> SUPPLIED DATA
★ ★ ★
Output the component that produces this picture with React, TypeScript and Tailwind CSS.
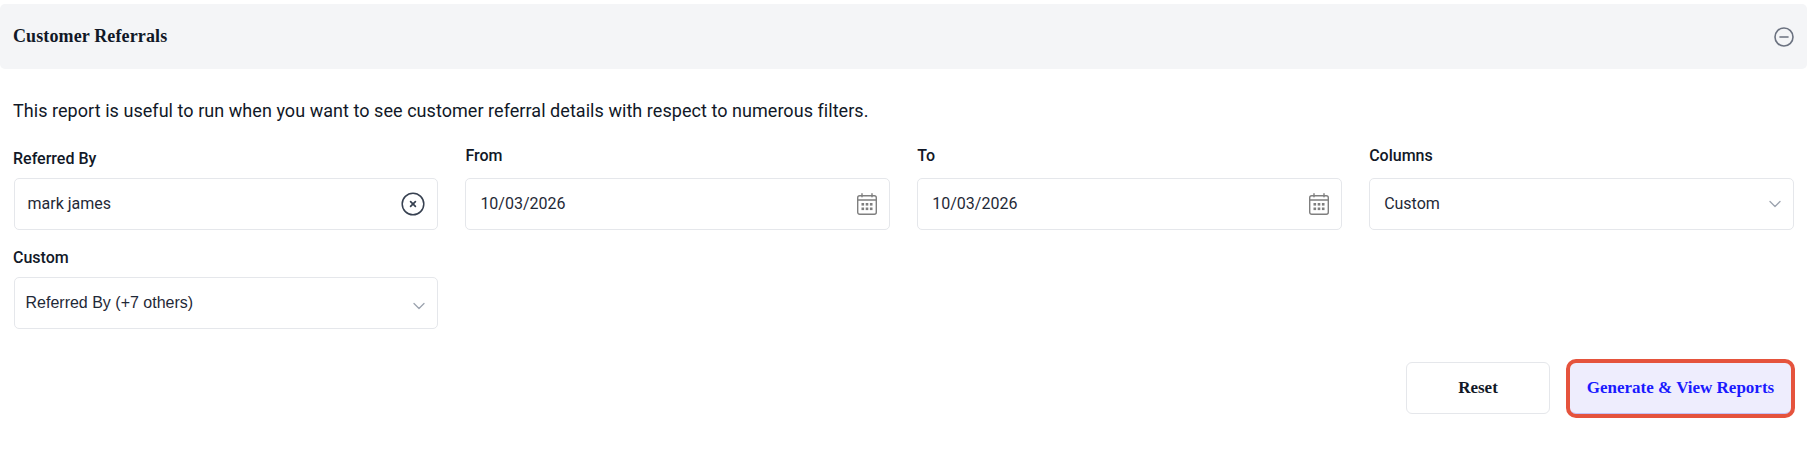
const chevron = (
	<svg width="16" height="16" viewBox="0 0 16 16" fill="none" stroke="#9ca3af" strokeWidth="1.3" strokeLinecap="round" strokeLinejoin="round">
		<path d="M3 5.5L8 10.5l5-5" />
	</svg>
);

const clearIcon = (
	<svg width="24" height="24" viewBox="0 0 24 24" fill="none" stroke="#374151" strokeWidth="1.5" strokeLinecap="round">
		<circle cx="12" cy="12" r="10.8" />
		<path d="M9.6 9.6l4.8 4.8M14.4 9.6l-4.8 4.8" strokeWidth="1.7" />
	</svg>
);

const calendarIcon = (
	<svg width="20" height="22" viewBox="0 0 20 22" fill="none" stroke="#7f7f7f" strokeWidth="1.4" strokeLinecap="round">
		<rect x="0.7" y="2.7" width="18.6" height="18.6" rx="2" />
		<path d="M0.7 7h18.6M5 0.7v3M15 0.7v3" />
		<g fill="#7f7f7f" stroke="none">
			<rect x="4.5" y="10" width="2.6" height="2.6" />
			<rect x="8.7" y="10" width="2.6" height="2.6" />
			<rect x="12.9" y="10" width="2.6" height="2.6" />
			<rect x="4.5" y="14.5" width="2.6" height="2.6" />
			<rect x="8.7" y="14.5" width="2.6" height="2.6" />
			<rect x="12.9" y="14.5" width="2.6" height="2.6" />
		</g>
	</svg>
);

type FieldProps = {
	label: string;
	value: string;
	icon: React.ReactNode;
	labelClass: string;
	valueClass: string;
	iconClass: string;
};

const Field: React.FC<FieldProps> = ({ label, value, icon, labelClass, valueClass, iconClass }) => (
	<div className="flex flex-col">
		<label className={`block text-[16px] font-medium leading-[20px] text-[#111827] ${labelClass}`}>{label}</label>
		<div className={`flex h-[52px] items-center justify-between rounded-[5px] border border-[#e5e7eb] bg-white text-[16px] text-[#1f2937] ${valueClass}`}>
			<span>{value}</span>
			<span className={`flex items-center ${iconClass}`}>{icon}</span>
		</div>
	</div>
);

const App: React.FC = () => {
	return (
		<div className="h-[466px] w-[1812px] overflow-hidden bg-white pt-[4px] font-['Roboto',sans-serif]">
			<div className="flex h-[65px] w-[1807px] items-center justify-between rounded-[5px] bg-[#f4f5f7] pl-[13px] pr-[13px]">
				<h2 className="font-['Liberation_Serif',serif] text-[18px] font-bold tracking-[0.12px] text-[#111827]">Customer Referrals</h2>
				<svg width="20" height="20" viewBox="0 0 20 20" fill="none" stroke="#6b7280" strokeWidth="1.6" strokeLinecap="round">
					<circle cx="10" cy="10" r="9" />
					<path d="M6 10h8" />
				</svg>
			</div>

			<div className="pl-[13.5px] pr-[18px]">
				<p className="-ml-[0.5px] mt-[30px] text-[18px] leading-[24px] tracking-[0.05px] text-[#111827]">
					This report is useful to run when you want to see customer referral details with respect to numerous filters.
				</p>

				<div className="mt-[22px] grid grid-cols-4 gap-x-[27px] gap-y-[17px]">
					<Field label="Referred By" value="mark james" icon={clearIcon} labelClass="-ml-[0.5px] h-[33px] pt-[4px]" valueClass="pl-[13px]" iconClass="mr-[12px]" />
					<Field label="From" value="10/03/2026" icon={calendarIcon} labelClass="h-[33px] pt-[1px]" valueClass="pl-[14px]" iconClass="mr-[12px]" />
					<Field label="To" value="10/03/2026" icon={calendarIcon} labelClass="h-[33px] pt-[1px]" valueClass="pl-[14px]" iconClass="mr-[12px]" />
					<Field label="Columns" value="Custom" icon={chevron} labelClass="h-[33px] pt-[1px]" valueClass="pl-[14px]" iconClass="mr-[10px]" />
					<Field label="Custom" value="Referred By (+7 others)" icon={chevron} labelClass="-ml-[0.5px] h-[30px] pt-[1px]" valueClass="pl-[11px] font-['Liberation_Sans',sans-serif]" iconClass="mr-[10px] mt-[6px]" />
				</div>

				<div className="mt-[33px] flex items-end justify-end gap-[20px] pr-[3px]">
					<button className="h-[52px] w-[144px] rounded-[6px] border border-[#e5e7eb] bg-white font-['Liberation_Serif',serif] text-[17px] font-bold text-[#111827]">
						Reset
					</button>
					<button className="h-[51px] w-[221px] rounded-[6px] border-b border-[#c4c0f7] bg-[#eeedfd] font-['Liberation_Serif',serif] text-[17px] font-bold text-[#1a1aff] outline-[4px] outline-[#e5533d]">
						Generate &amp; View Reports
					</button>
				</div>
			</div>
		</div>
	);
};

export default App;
★ ★ ★
> WHAT THE TASK ASKS
Repeat all of the data above word for word, minus the pictures.

> OUTPUT
Output the component that produces this picture with React, TypeScript and Tailwind CSS.
const chevron = (
	<svg width="16" height="16" viewBox="0 0 16 16" fill="none" stroke="#9ca3af" strokeWidth="1.3" strokeLinecap="round" strokeLinejoin="round">
		<path d="M3 5.5L8 10.5l5-5" />
	</svg>
);

const clearIcon = (
	<svg width="24" height="24" viewBox="0 0 24 24" fill="none" stroke="#374151" strokeWidth="1.5" strokeLinecap="round">
		<circle cx="12" cy="12" r="10.8" />
		<path d="M9.6 9.6l4.8 4.8M14.4 9.6l-4.8 4.8" strokeWidth="1.7" />
	</svg>
);

const calendarIcon = (
	<svg width="20" height="22" viewBox="0 0 20 22" fill="none" stroke="#7f7f7f" strokeWidth="1.4" strokeLinecap="round">
		<rect x="0.7" y="2.7" width="18.6" height="18.6" rx="2" />
		<path d="M0.7 7h18.6M5 0.7v3M15 0.7v3" />
		<g fill="#7f7f7f" stroke="none">
			<rect x="4.5" y="10" width="2.6" height="2.6" />
			<rect x="8.7" y="10" width="2.6" height="2.6" />
			<rect x="12.9" y="10" width="2.6" height="2.6" />
			<rect x="4.5" y="14.5" width="2.6" height="2.6" />
			<rect x="8.7" y="14.5" width="2.6" height="2.6" />
			<rect x="12.9" y="14.5" width="2.6" height="2.6" />
		</g>
	</svg>
);

type FieldProps = {
	label: string;
	value: string;
	icon: React.ReactNode;
	labelClass: string;
	valueClass: string;
	iconClass: string;
};

const Field: React.FC<FieldProps> = ({ label, value, icon, labelClass, valueClass, iconClass }) => (
	<div className="flex flex-col">
		<label className={`block text-[16px] font-medium leading-[20px] text-[#111827] ${labelClass}`}>{label}</label>
		<div className={`flex h-[52px] items-center justify-between rounded-[5px] border border-[#e5e7eb] bg-white text-[16px] text-[#1f2937] ${valueClass}`}>
			<span>{value}</span>
			<span className={`flex items-center ${iconClass}`}>{icon}</span>
		</div>
	</div>
);

const App: React.FC = () => {
	return (
		<div className="h-[466px] w-[1812px] overflow-hidden bg-white pt-[4px] font-['Roboto',sans-serif]">
			<div className="flex h-[65px] w-[1807px] items-center justify-between rounded-[5px] bg-[#f4f5f7] pl-[13px] pr-[13px]">
				<h2 className="font-['Liberation_Serif',serif] text-[18px] font-bold tracking-[0.12px] text-[#111827]">Customer Referrals</h2>
				<svg width="20" height="20" viewBox="0 0 20 20" fill="none" stroke="#6b7280" strokeWidth="1.6" strokeLinecap="round">
					<circle cx="10" cy="10" r="9" />
					<path d="M6 10h8" />
				</svg>
			</div>

			<div className="pl-[13.5px] pr-[18px]">
				<p className="-ml-[0.5px] mt-[30px] text-[18px] leading-[24px] tracking-[0.05px] text-[#111827]">
					This report is useful to run when you want to see customer referral details with respect to numerous filters.
				</p>

				<div className="mt-[22px] grid grid-cols-4 gap-x-[27px] gap-y-[17px]">
					<Field label="Referred By" value="mark james" icon={clearIcon} labelClass="-ml-[0.5px] h-[33px] pt-[4px]" valueClass="pl-[13px]" iconClass="mr-[12px]" />
					<Field label="From" value="10/03/2026" icon={calendarIcon} labelClass="h-[33px] pt-[1px]" valueClass="pl-[14px]" iconClass="mr-[12px]" />
					<Field label="To" value="10/03/2026" icon={calendarIcon} labelClass="h-[33px] pt-[1px]" valueClass="pl-[14px]" iconClass="mr-[12px]" />
					<Field label="Columns" value="Custom" icon={chevron} labelClass="h-[33px] pt-[1px]" valueClass="pl-[14px]" iconClass="mr-[10px]" />
					<Field label="Custom" value="Referred By (+7 others)" icon={chevron} labelClass="-ml-[0.5px] h-[30px] pt-[1px]" valueClass="pl-[11px] font-['Liberation_Sans',sans-serif]" iconClass="mr-[10px] mt-[6px]" />
				</div>

				<div className="mt-[33px] flex items-end justify-end gap-[20px] pr-[3px]">
					<button className="h-[52px] w-[144px] rounded-[6px] border border-[#e5e7eb] bg-white font-['Liberation_Serif',serif] text-[17px] font-bold text-[#111827]">
						Reset
					</button>
					<button className="h-[51px] w-[221px] rounded-[6px] border-b border-[#c4c0f7] bg-[#eeedfd] font-['Liberation_Serif',serif] text-[17px] font-bold text-[#1a1aff] outline-[4px] outline-[#e5533d]">
						Generate &amp; View Reports
					</button>
				</div>
			</div>
		</div>
	);
};

export default App;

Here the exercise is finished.